Old European Cut Diamond
The old European cut is an old mine cut, but not old mine cuts are old European. As an example: All Ferrari’s are cars, but not every car is a Ferrari.
The old European cut is the first diamond that uses a more precise method of cutting. It is a more defined shape than the typical old mine cut.
The old European cut is a transition from the old to the new. It is based on earlier cuts but, in turn, a basis itself for the round brilliant cut we see today. Old European cuts were used during the art deco period. They are also suited to the earlier Art Nouveau Era due to the roundness, and relative softness of the cut.
Click here to learn about Old European Cut Diamonds.
The biggest difference between antique and modern diamond cuts is that old stones are much shallower, with usually only about 50% of the height of the overall stone being taken up by the pavilion, compared to around 85% today. This gives old European and similar cuts much less brilliance than is typical now. Instead, they have an added depth and fire that is still very much sought after.
Although we mention a true roundness being achieved when old European diamonds were cut, it’s fair to say that they probably wouldn’t pass a moderately close inspection if they were to be measured for actual roundness. However, they were a significant step forward at the time and, when side by side with a modern round brilliant would look pretty much the same to the untrained eye.
A bigger issue with old European cut diamonds than whether they are perfectly round or not is the cutting of the facets. Because of the fact that hand-cutting was still the predominant method used, facets are often irregularly shaped and quite a way removed from the perfect symmetry we see in diamond cutting today.

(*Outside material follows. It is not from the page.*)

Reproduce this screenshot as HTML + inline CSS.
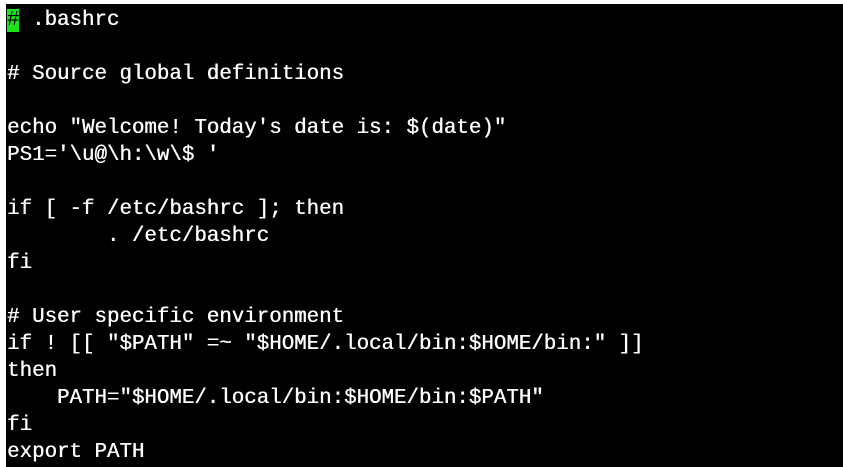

For all the “faults” of an old European cut diamond that we’ve mentioned, it is these differences which make each stone unique and which all add to the appeal of antique diamonds. Many antique diamonds, and old Europeans, in particular, have since been recut to bring them up to date and to tidy up their appearance. This adds further to the uniqueness of the stones and adds a certain charm which the mass-produced cuts of the day will never equal.